Raison de plus de pas les pirater.
Ioni
29/03/2024 à 09:58
Le problème vient surtout des éditeurs, qui eux par contre se portent très bien
Necroko
30/03/2024 à 01:27
un nouveau Manga Shōgakukan va sortir qui parle de la création de Mangas chez Panini : Kore Kaite Shine
Aradigme
29/03/2024 à 10:42
Admettons que les mangakas vivent sous pression. Pourquoi rechercher les causes de cette pression exclusivement à l'extérieur de l'artiste, dans la société qui l'environne? Chacun peut changer de vie. Si les mangakas se montrent si acharnés à dédier presque l'ensemble de leur existence à la création de leurs œuvres, cela ne proviendrait-ils pas de leur propre psyché, de leurs propres besoins? La création d'un manga et ses conséquences (sentiment d'accomplissement ou de soulagement ou encore célébrité, peu importe) n'agit-elle pas sur ces personnes comme une addiction? Pourquoi ne pas se poser cette question plutôt que de questionner la société? Nombre d'individus font passer leur addiction avant leur désir de vivre longtemps. Evidemment, beaucoup ne sont pas célèbres et cela se remarque donc moins...
Daniel William
29/03/2024 à 13:17
Comparer un travail à une addiction, voilà un bien curieux raccourci qui semble surtout témoigner d'une petite touche de mépris.
Et laisser suggérer qu'ils en sont là, c'est de leur faute, et pas celle d'un système qui exploite leurs capacités, c'est d'un bof.
Aradigme
30/03/2024 à 10:17
Bonjour Daniel William,
Que je sache, les mangakas sont des individus libres. Ils ont choisi ce parcours par leurs décisions. Ils ne sont pas enchainés à leur table à dessin et surveillés par un garde-chiourme. Ils ne sont pas non plus obligés de produire à des cadences infernales. D'ailleurs, certains expliquent qu'ils maintiennent un équilibre entre leur activité créatrice, leur vie personnelle et leur temps de repos. C'est donc possible.
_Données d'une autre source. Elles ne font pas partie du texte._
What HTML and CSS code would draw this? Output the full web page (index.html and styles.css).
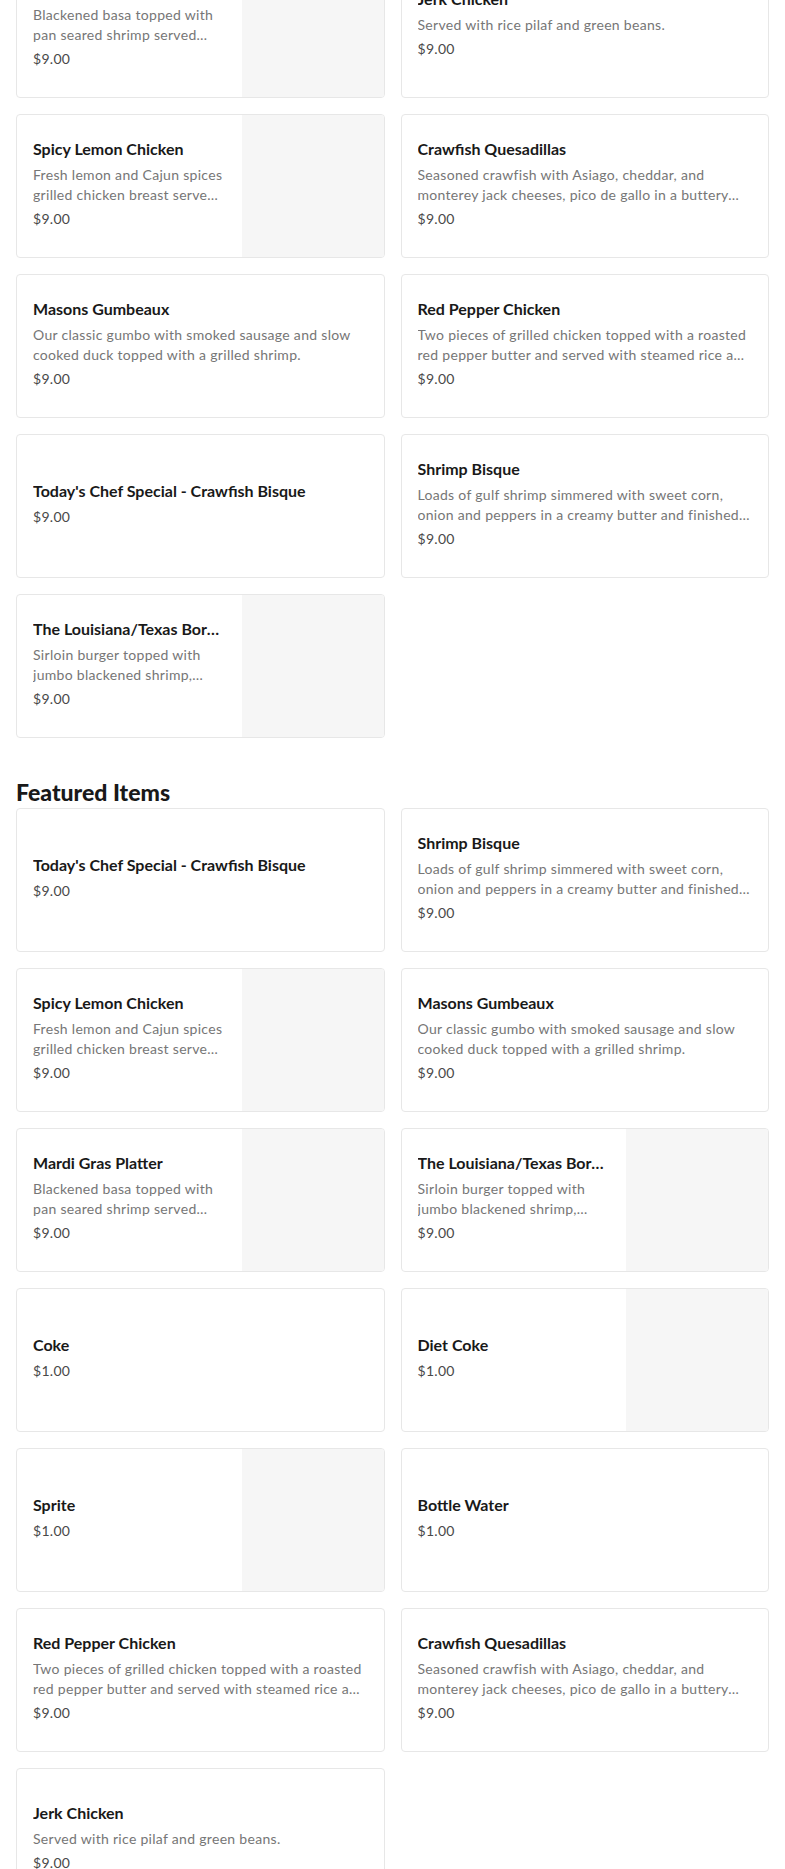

En conclusion, il me parait donc licite de questionner leur part de responsabilité personnelle dans leur situation.
Salutations
Aradigme
Aurelien Terrassier
09/04/2024 à 00:26
Sur un DeathNote doivent être décrites les œuvres parmi les moins connues des mangakas que vous citez dans l'article avec éventuellement certains de leurs dessins aussi.